On June 29, 1967 actress Jayne Mansfield died in a tragic car accident at the age of 34. She was one of the most iconic of the 50’s blonde bombshells. Though there’s no denying her on-screen appeal, I’ve never considered Mansfield to be as strong an actress as some of the other blonde bombshells. Her final film, though, stretched her acting abilities in a way that many of her previous films had not. Released a year after her death, it’s 1968’s Single Room Furnished.
The film begins in a very unusual fashion, with newspaper reporter Walter Winchell telling the audience what a great final performance from Mansfield we are about to see. This actually has the reverse effect of what I think the producers had hoped, causing the audience to scrutinize Mansfield’s performance even more to see if it matches up to Winchell’s praise.
The film then takes us to a New York City apartment building where a young woman named Maria (Terri Messina) often argues with her overbearing mother. On this particular day, Maria’s mother expresses her disapproval of her daughter’s friendship with another tenant of the building, a prostitute named Eileen. After Maria storms out she encounters Pop (Billy M Greene) who starts to tell Maria stories of previous tenants of the building.

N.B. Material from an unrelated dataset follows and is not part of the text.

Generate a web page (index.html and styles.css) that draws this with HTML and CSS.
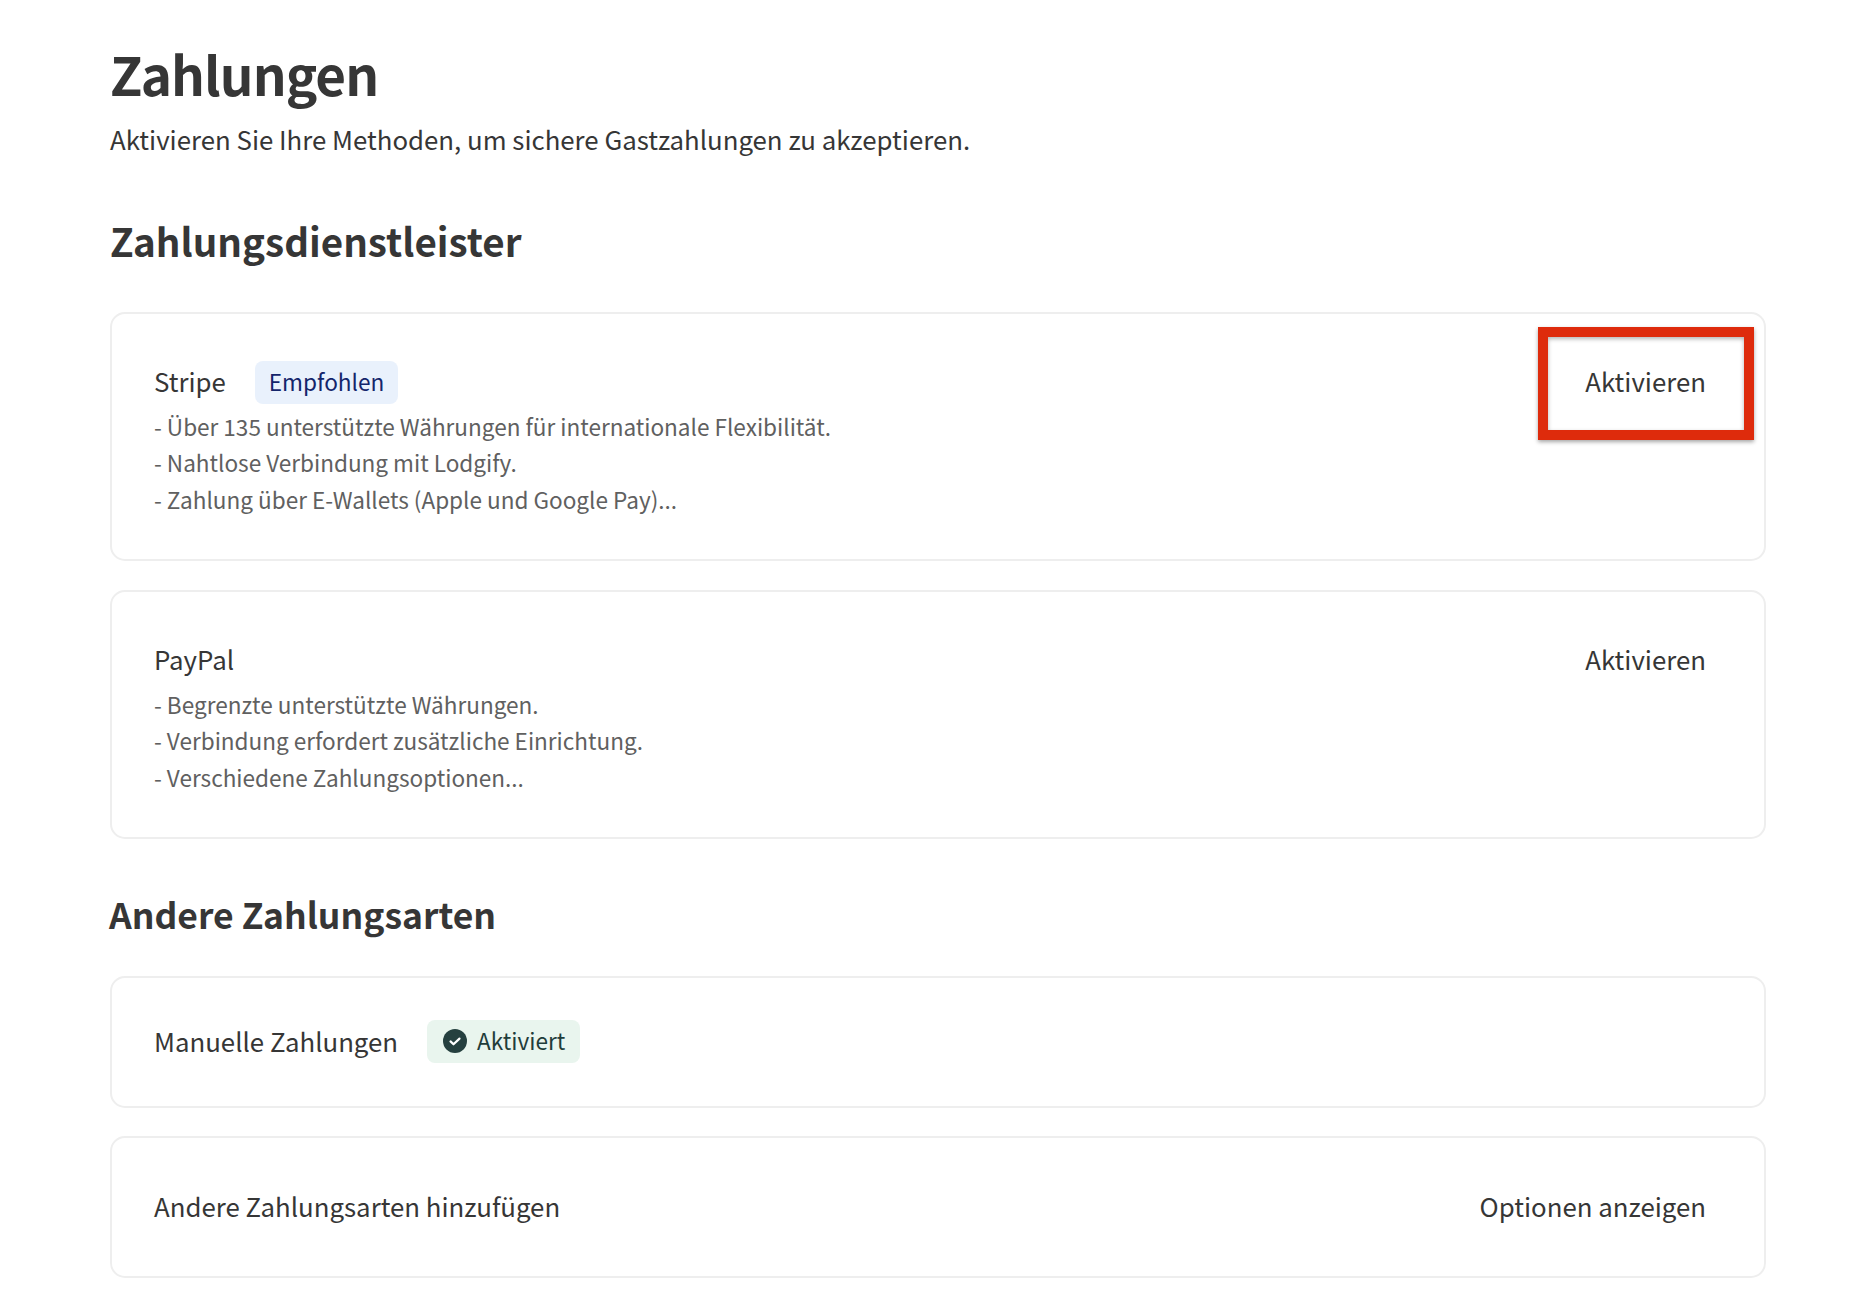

First he tells her about a young couple, Frankie (Martin Horsey) and Johnnie (Mansfield). These two met at a local dance (which we see as a flashback within the flashback), then get married, and basically grow bored with each other. The two sit out on the fire escape talking about…well…nothing important. And then they talk some more and then they talk some more…and nothing really happens. Pops then explains that the two split up and Johnnie changed her name to Mae and stayed in the building.
Then pops weaves the story of another couple, Flo (Dorothy Keller) and Charley (Fabian Dean). We see them start to become romantically involved, but then Mae (Mansfield, now with a black wig), stops by and spills her guts to Charley that she is pregnant without the father around. So good-hearted Charley asks her to marry him. But he changes his mind, marries Flo, and the next thing we know Mae is now the prostitute Eileen (still Mansfield…blonde again). Now we are treated to a long scene where she talks with a guy named Billy (Walter Gregg) who desperately wants to marry her.

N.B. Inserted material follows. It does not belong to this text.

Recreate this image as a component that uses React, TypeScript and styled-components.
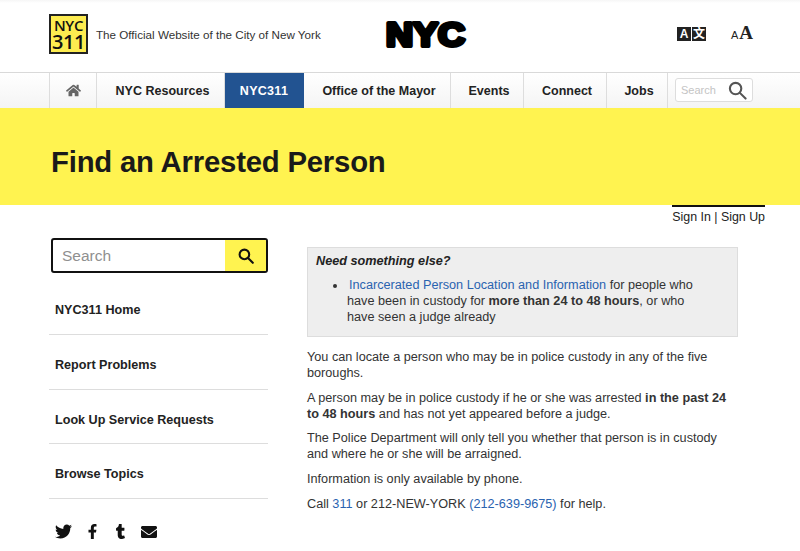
import React from "react";
import styled, { createGlobalStyle } from "styled-components";
import { FaTwitter, FaFacebookF, FaTumblr, FaEnvelope, FaHome } from "react-icons/fa";

const navItems = [
  { label: "NYC Resources", width: 128 },
  { label: "NYC311", width: 79, active: true },
  { label: "Office of the Mayor", width: 147 },
  { label: "Events", width: 73 },
  { label: "Connect", width: 83 },
  { label: "Jobs", width: 61 },
];

const sideLinks = ["NYC311 Home", "Report Problems", "Look Up Service Requests", "Browse Topics"];

function SearchGlyph({ size, weight }: { size: number; weight: number }) {
  return (
    <svg width={size} height={size} viewBox="0 0 20 20" fill="none" stroke="currentColor" strokeWidth={weight}>
      <circle cx="8" cy="8" r="6" />
      <path d="M12.5 12.5L18.5 18.5" strokeLinecap="round" />
    </svg>
  );
}

function CityLogo() {
  return (
    <CitySvg width="83" height="40" viewBox="0 0 83 40">
      <text
        x="2"
        y="32"
        textLength="79"
        lengthAdjust="spacingAndGlyphs"
        fontFamily="Liberation Sans, sans-serif"
        fontWeight="700"
        fontSize="33"
        stroke="#000"
        strokeWidth="4"
        strokeLinejoin="round"
      >
        NYC
      </text>
    </CitySvg>
  );
}

export default function App() {
  return (
    <Page>
      <GlobalStyle />
      <Header>
        <Brand>
          <LogoBox>
            <LogoLine>NYC</LogoLine>
            <LogoLine $big>311</LogoLine>
          </LogoBox>
          <Tagline>The Official Website of the City of New York</Tagline>
        </Brand>
        <CityLogo />
        <Tools>
          <Translate>
            <TranslateKey>A</TranslateKey>
            <TranslateKey>文</TranslateKey>
          </Translate>
          <TextSize>
            <small>A</small>A
          </TextSize>
        </Tools>
      </Header>
      <NavBar>
        <NavHome>
          <FaHome size={15} />
        </NavHome>
        {navItems.map((item) => (
          <NavItem key={item.label} $width={item.width} $active={item.active}>
            {item.label}
          </NavItem>
        ))}
        <NavSearch>
          <span>Search</span>
          <SearchGlyph size={19} weight={2.2} />
        </NavSearch>
      </NavBar>
      <Banner>
        <Title>Find an Arrested Person</Title>
      </Banner>
      <AccountRow>
        <Account>Sign In | Sign Up</Account>
      </AccountRow>
      <Columns>
        <Sidebar>
          <SideSearch>
            <SideSearchText>Search</SideSearchText>
            <SideSearchButton>
              <SearchGlyph size={16} weight={2.6} />
            </SideSearchButton>
          </SideSearch>
          <SideList>
            {sideLinks.map((link) => (
              <SideLink key={link}>{link}</SideLink>
            ))}
          </SideList>
          <Social>
            <FaTwitter size={17} />
            <FaFacebookF size={15} />
            <FaTumblr size={15} />
            <FaEnvelope size={16} />
          </Social>
        </Sidebar>
        <Main>
          <Callout>
            <CalloutTitle>Need something else?</CalloutTitle>
            <CalloutList>
              <li>
                <Link>Incarcerated Person Location and Information</Link> for people who have been in
                custody for <strong>more than 24 to 48 hours</strong>, or who have seen a judge already
              </li>
            </CalloutList>
          </Callout>
          <Para>You can locate a person who may be in police custody in any of the five boroughs.</Para>
          <Para>
            A person may be in police custody if he or she was arrested{" "}
            <strong>in the past 24 to 48 hours</strong> and has not yet appeared before a judge.
          </Para>
          <Para>
            The Police Department will only tell you whether that person is in custody and where he or she
            will be arraigned.
          </Para>
          <Para>Information is only available by phone.</Para>
          <Para>
            Call <Link>311</Link> or 212-NEW-YORK <Link>(212-639-9675)</Link> for help.
          </Para>
        </Main>
      </Columns>
    </Page>
  );
}

const GlobalStyle = createGlobalStyle`
  html, body {
    margin: 0;
    padding: 0;
    background: #fff;
    overflow: hidden;
  }
  body {
    font-family: "Liberation Sans", Arial, sans-serif;
    color: #222;
  }
`;

const Page = styled.div`
  width: 800px;
  height: 551px;
  overflow: hidden;
`;

const Header = styled.header`
  height: 72px;
  padding: 0 0 0 49px;
  display: flex;
  align-items: center;
  box-sizing: border-box;
  background: linear-gradient(#f6f6f6 0, #fff 3px);
`;

const Brand = styled.div`
  display: flex;
  align-items: center;
  gap: 8px;
  width: 335px;
  margin-top: -4px;
`;

const LogoBox = styled.div`
  width: 39px;
  height: 40px;
  box-sizing: border-box;
  background: #fdec50;
  border: 2px solid #222;
  display: flex;
  flex-direction: column;
  align-items: center;
  justify-content: center;
  font-family: "Open Sans", sans-serif;
  font-weight: 600;
  color: #111;
`;

const LogoLine = styled.span<{ $big?: boolean }>`
  font-size: ${({ $big }) => ($big ? 20 : 15)}px;
  line-height: ${({ $big }) => ($big ? 18 : 15)}px;
  letter-spacing: ${({ $big }) => ($big ? -0.5 : -0.3)}px;
`;

const Tagline = styled.div`
  font-size: 11.65px;
  margin-top: 1px;
  color: #333;
  white-space: nowrap;
`;

const CitySvg = styled.svg`
  flex: none;
  margin-top: -4px;
  display: block;
`;

const Tools = styled.div`
  display: flex;
  align-items: center;
  margin-left: 210px;
  margin-top: -4px;
`;

const Translate = styled.div`
  display: flex;
  gap: 1px;
  width: 46px;
`;

const TranslateKey = styled.span`
  width: 14px;
  height: 14px;
  background: #222;
  color: #fff;
  font-size: 12px;
  line-height: 14px;
  font-weight: 700;
  text-align: center;
  font-family: "Liberation Sans", "Noto Sans CJK SC", sans-serif;
`;

const TextSize = styled.div`
  margin-left: 8px;
  font-family: "Liberation Serif", serif;
  font-size: 19px;
  line-height: 20px;
  font-weight: 700;
  color: #222;

  small {
    font-family: "Liberation Sans", sans-serif;
    font-size: 11px;
    font-weight: 400;
    margin-right: 1px;
  }
`;

const NavBar = styled.nav`
  height: 36px;
  box-sizing: border-box;
  border-top: 1px solid #d9d9d9;
  padding-left: 49px;
  display: flex;
  background: linear-gradient(#fff 0, #f4f4f4 100%);
`;

const NavHome = styled.div`
  width: 48px;
  box-sizing: border-box;
  padding-left: 1px;
  border-left: 1px solid #ddd;
  border-right: 1px solid #ddd;
  display: flex;
  align-items: center;
  justify-content: center;
  color: #666;
`;

const NavItem = styled.div<{ $width: number; $active?: boolean }>`
  width: ${({ $width }) => $width}px;
  box-sizing: border-box;
  padding-left: ${({ $active }) => ($active ? 0 : 4)}px;
  display: flex;
  align-items: center;
  justify-content: center;
  border-right: 1px solid ${({ $active }) => ($active ? "#225391" : "#ddd")};
  font-size: 12.5px;
  font-weight: 700;
  letter-spacing: ${({ $active }) => ($active ? 0.3 : 0)}px;
  color: ${({ $active }) => ($active ? "#fff" : "#222")};
  background: ${({ $active }) => ($active ? "#225391" : "transparent")};
`;

const NavSearch = styled.div`
  width: 78px;
  height: 24px;
  box-sizing: border-box;
  margin: 5px 0 0 7px;
  padding: 0 5px;
  border: 1px solid #ddd;
  border-radius: 3px;
  background: #fff;
  display: flex;
  align-items: center;
  justify-content: space-between;
  font-size: 11px;
  color: #c4c4c4;

  svg {
    color: #555;
  }
`;

const Banner = styled.div`
  height: 97px;
  box-sizing: border-box;
  padding: 11px 0 0 51px;
  background: #fff350;
  display: flex;
  align-items: center;
`;

const Title = styled.h1`
  margin: 0;
  font-size: 29.3px;
  font-weight: 700;
  letter-spacing: -0.2px;
  color: #1a1a1a;
`;

const AccountRow = styled.div`
  display: flex;
  justify-content: flex-end;
  padding-right: 35px;
`;

const Account = styled.div`
  border-top: 2px solid #111;
  padding-top: 3px;
  font-size: 12.4px;
  line-height: 14px;
  color: #222;
  white-space: nowrap;
`;

const Columns = styled.div`
  display: flex;
  padding: 14px 0 0 49px;
`;

const Sidebar = styled.aside`
  width: 219px;
  flex: none;
`;

const SideSearch = styled.div`
  margin-left: 2px;
  width: 217px;
  height: 35px;
  box-sizing: border-box;
  border: 2px solid #111;
  border-radius: 3px;
  display: flex;
  overflow: hidden;
`;

const SideSearchText = styled.div`
  flex: 1;
  padding-left: 9px;
  font-size: 15.5px;
  line-height: 31px;
  color: #8f8f8f;
`;

const SideSearchButton = styled.div`
  width: 41px;
  background: #fff350;
  color: #111;
  display: flex;
  align-items: center;
  justify-content: center;
`;

const SideList = styled.div`
  margin-top: 7px;
`;

const SideLink = styled.div`
  height: 54.8px;
  box-sizing: border-box;
  border-bottom: 1px solid #ddd;
  padding: 23px 0 0 6px;
  font-size: 12.6px;
  line-height: 15px;
  font-weight: 700;
  color: #222;
`;

const Social = styled.div`
  display: flex;
  align-items: center;
  gap: 13px;
  padding: 24px 0 0 6px;
  color: #111;
`;

const Main = styled.main`
  width: 431px;
  margin-left: 39px;
  padding-top: 9px;
  font-size: 12.68px;
  line-height: 16px;
  color: #333;
`;

const Callout = styled.div`
  height: 90px;
  box-sizing: border-box;
  padding: 5px 8px;
  margin-bottom: 12px;
  background: #eee;
  border: 1px solid #ddd;
`;

const CalloutTitle = styled.div`
  font-weight: 700;
  font-style: italic;
  color: #222;
  margin-bottom: 8px;
`;

const CalloutList = styled.ul`
  margin: 0;
  padding: 0 30px 0 31px;

  li {
    text-indent: 2px;
  }
`;

const Link = styled.span`
  color: #2a63b0;
`;

const Para = styled.p`
  margin: 0 0 8.7px;
  padding-right: 10px;
`;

Single Room Furnished was based on a play and it shows. Nothing really happens during the film, there’s just a lot talking. Now don’t get me wrong, I’m not saying you have to have car chases or blow up Death Stars to have a good movie. You can have the actors talk till their tongues fall out for all I care, but it’s nice if there’s a point to the whole thing. In this film, however, everything feels so disjointed. The way the story, if we can call it that, is structured is poorly laid out…with flashback upon flashback upon flashback. It also doesn’t help that the dialogue is about as pretentious as they come.

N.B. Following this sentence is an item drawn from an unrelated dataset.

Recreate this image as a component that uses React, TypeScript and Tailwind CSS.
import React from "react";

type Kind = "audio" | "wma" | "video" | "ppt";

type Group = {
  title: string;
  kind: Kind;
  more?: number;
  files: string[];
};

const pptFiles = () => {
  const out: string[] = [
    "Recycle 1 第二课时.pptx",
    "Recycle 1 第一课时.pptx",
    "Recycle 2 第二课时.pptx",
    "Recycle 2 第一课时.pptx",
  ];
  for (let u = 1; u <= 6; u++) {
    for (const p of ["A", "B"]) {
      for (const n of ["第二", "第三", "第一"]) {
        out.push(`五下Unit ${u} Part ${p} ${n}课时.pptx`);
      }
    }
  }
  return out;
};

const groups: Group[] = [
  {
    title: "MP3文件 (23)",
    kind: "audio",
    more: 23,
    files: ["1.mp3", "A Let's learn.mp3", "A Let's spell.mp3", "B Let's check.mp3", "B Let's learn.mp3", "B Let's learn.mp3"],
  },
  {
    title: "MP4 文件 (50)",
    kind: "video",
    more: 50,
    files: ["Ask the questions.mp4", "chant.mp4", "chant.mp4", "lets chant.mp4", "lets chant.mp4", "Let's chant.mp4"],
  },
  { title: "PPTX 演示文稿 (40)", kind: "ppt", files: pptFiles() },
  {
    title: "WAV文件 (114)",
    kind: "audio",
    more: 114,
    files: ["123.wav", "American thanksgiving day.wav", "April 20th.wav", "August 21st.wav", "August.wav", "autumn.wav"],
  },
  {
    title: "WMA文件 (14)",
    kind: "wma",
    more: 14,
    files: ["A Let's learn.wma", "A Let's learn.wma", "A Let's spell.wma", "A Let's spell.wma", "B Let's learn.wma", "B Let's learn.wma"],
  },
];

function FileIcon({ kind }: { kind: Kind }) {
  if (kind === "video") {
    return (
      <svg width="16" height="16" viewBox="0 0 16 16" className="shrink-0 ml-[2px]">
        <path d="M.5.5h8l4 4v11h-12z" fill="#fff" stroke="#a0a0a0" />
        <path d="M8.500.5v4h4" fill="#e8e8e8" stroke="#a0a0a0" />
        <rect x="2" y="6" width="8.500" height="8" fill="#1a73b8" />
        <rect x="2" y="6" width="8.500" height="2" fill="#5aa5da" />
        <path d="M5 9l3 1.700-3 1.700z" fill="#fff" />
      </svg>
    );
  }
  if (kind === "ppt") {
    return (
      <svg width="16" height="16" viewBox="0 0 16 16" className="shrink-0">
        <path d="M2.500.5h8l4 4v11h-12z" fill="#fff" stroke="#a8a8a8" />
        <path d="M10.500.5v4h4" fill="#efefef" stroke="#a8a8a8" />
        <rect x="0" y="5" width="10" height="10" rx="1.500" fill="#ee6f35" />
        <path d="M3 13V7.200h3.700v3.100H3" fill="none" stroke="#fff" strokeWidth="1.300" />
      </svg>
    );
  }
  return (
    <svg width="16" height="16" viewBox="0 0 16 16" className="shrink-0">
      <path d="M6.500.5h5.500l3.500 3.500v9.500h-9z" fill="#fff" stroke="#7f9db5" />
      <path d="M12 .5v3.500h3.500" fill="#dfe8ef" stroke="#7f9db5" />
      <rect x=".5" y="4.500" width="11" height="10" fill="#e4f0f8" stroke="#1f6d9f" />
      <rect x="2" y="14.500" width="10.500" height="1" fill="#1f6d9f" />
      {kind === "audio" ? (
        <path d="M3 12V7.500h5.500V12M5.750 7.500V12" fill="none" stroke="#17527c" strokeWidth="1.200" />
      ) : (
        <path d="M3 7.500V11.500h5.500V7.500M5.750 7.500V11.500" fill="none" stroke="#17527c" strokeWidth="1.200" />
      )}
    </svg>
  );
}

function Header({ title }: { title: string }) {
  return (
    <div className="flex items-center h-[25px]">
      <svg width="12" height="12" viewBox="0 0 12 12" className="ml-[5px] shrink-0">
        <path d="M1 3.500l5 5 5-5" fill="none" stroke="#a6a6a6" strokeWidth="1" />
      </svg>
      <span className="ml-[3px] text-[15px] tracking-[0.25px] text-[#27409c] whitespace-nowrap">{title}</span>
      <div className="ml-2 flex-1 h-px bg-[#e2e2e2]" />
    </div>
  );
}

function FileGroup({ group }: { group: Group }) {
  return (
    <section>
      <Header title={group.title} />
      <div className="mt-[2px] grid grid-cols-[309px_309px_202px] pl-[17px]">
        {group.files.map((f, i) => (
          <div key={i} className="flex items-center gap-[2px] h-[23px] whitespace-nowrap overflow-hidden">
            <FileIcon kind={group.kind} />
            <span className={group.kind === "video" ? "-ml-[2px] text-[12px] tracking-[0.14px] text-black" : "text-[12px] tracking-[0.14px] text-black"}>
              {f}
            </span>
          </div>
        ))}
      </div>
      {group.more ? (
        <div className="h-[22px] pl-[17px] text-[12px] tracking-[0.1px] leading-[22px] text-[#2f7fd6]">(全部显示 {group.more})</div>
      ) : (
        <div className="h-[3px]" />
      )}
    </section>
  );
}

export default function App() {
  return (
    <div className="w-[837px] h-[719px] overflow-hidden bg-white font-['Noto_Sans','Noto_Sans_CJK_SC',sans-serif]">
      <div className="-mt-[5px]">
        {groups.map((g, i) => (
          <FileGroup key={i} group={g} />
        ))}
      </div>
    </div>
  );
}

The middle section of the film, where we focus on Flo and Charley, especially sticks out like a sore thumb. We spend a good 15 to 20 minutes without any sign of Jayne Mansfield. It takes way too long for the connection between these two and Mansfield’s character to present itself. The sad part is, Flo and Charley are probably the most interesting characters in film. The whole movie should’ve just been about them.
Despite the big problems with story and general structure of the film, I was pleasantly surprised with Jayne Mansfield’s performance…or should I say “performances.” She is essentially playing three different characters, even though it is the same woman reinventing herself over time. She changes her look, her voice, her demeanor…it’s actually quite effective. Though the film doesn’t really say so, by the end of the film I saw Mansfield’s character as a person with a multiple personality disorder. By the time she starts calling her boyfriend “MONKEY!!” toward the end of the film, it becomes pretty obvious that there’s something wrong with her.
I guess Mr. Winchell’s introduction for Single Room Furnished ends up having some degree of truth to it. I do think this is one of Jayne Mansfield’s stronger performances, at least when it comes to drama. It’s just too bad that it’s done in the service of a script that’s so corny and pointless.